WHAT YOU HAVE TO DO: Skip pictures in the listing below; copy exactly the lines from the one with "Clone this screenshot" through the one with "const RED = '#e3001b';", inclusive.

Start of DATASET

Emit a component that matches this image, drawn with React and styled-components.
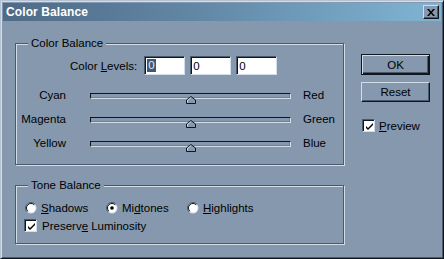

End of DATASET
Start of DATASET

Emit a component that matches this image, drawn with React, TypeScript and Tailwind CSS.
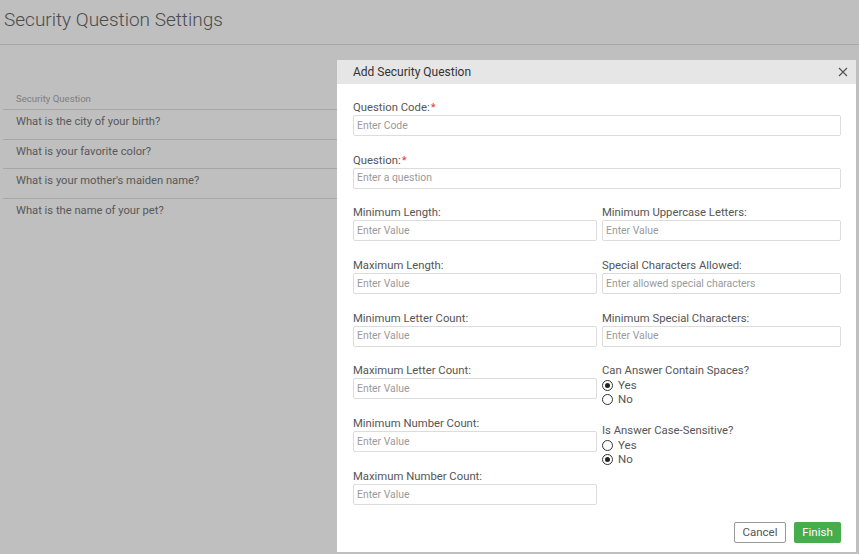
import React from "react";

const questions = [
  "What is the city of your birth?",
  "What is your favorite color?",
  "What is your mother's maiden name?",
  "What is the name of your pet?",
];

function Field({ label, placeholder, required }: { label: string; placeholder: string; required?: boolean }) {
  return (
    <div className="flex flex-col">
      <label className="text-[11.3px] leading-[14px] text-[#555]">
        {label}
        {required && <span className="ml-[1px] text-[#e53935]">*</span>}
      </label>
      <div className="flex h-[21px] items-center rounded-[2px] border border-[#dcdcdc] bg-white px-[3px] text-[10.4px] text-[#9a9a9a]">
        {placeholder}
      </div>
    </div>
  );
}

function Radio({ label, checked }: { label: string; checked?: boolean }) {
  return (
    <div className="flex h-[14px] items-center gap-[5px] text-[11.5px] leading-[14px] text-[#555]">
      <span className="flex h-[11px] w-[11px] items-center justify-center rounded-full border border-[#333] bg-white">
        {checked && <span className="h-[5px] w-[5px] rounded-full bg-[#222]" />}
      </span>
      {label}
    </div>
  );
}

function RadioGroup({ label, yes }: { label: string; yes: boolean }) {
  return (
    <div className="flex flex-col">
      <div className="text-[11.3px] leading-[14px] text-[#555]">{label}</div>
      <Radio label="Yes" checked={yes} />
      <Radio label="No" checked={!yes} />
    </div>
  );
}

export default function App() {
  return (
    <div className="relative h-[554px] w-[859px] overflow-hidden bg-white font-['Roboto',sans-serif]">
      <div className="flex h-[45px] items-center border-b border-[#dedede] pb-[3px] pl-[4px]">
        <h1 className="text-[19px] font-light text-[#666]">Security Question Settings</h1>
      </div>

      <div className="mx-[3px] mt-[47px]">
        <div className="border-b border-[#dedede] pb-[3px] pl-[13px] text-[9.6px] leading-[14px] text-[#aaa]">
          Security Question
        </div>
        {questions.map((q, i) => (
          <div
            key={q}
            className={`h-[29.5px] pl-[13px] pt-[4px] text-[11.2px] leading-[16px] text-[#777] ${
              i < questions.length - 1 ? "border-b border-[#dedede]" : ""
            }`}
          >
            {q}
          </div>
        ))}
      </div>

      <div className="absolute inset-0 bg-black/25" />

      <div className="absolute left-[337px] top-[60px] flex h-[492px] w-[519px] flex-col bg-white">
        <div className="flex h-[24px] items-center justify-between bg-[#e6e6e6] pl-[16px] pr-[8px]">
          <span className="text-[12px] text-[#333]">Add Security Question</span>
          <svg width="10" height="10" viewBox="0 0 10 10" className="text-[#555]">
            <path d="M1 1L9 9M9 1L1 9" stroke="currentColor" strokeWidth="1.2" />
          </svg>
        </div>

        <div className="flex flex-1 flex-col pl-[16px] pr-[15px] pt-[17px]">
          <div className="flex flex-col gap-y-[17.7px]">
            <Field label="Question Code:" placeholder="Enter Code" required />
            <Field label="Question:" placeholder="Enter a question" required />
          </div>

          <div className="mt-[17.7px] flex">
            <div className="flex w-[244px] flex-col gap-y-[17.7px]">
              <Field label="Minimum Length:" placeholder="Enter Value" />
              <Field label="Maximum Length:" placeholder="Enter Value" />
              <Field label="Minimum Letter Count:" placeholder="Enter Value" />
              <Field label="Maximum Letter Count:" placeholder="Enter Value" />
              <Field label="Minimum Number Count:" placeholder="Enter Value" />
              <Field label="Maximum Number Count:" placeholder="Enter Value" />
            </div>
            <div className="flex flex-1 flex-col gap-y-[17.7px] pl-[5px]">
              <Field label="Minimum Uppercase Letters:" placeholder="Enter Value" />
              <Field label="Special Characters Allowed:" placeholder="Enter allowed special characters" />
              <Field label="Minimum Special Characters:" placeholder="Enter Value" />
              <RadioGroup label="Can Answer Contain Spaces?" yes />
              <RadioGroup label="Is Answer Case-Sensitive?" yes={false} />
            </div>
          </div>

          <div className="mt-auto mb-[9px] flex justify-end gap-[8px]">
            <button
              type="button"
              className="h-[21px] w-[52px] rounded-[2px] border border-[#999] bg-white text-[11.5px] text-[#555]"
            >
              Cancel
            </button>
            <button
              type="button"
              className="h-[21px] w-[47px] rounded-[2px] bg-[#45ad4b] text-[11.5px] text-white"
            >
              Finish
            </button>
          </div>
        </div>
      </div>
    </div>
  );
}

End of DATASET
Start of DATASET

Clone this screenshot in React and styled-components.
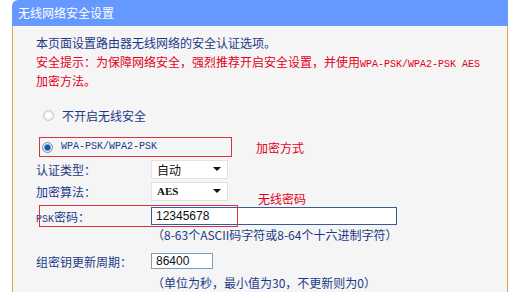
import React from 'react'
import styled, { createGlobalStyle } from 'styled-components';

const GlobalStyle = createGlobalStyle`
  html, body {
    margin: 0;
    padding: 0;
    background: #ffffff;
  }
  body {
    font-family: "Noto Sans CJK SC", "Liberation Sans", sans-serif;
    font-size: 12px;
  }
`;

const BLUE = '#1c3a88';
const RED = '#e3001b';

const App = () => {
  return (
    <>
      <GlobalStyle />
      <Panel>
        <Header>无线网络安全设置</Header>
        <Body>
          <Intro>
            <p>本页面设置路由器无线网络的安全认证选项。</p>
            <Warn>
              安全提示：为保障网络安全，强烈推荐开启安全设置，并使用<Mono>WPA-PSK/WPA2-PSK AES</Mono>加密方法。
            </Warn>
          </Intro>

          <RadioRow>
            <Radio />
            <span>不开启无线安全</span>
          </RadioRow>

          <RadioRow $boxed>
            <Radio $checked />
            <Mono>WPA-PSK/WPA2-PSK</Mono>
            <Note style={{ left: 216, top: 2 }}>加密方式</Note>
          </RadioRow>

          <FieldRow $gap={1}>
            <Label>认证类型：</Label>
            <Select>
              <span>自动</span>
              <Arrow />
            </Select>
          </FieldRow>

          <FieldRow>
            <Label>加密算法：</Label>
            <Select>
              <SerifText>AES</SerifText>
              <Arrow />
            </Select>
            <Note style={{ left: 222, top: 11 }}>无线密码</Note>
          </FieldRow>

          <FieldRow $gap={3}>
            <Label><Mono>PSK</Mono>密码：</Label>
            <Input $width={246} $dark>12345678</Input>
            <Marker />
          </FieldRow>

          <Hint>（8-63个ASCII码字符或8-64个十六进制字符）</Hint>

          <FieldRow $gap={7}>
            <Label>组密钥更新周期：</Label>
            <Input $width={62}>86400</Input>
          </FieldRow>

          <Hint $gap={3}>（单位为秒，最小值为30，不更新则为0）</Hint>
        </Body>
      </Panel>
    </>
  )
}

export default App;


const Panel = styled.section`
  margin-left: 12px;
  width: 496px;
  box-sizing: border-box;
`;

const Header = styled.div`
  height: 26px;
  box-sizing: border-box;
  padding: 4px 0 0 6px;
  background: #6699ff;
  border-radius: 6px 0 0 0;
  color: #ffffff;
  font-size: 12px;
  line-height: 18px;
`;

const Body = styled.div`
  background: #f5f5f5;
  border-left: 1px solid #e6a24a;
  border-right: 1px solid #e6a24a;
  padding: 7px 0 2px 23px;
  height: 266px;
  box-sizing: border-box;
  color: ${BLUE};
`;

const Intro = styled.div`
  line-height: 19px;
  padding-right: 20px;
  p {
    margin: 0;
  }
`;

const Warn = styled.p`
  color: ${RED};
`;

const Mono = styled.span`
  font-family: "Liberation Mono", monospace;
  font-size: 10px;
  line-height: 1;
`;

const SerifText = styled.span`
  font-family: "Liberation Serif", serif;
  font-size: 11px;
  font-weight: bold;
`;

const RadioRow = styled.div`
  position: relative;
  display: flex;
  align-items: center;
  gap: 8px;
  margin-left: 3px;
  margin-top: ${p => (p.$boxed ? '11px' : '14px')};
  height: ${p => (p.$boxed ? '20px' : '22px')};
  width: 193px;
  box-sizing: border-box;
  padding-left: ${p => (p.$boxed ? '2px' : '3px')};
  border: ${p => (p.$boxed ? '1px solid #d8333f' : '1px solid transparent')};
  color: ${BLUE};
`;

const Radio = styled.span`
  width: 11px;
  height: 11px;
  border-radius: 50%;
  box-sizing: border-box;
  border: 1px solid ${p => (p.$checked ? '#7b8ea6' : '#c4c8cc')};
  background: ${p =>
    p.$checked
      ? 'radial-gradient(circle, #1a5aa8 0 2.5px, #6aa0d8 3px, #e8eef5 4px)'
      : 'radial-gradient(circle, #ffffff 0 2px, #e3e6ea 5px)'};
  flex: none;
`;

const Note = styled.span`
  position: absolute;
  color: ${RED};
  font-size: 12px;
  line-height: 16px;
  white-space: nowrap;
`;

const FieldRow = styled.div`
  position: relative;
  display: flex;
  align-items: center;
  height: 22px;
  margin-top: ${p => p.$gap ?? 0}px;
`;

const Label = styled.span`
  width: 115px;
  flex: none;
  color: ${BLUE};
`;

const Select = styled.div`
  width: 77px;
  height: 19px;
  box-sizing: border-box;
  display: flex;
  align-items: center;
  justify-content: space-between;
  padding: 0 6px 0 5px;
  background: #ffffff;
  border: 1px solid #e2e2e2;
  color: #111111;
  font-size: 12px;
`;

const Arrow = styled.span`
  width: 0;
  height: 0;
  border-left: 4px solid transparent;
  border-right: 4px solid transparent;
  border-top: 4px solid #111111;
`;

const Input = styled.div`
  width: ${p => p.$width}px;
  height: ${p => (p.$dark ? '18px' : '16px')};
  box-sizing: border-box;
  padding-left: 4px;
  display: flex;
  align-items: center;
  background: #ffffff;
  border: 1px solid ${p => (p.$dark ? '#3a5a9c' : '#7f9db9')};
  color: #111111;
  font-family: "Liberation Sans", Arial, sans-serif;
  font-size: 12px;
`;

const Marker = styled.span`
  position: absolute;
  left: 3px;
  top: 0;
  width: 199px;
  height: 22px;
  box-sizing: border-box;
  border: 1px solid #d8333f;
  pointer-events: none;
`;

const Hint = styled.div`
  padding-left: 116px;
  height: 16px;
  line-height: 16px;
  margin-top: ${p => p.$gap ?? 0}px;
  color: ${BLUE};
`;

End of DATASET

REPLY TO THE TASK:
Clone this screenshot in React and styled-components.
import React from 'react'
import styled, { createGlobalStyle } from 'styled-components';

const GlobalStyle = createGlobalStyle`
  html, body {
    margin: 0;
    padding: 0;
    background: #ffffff;
  }
  body {
    font-family: "Noto Sans CJK SC", "Liberation Sans", sans-serif;
    font-size: 12px;
  }
`;

const BLUE = '#1c3a88';
const RED = '#e3001b';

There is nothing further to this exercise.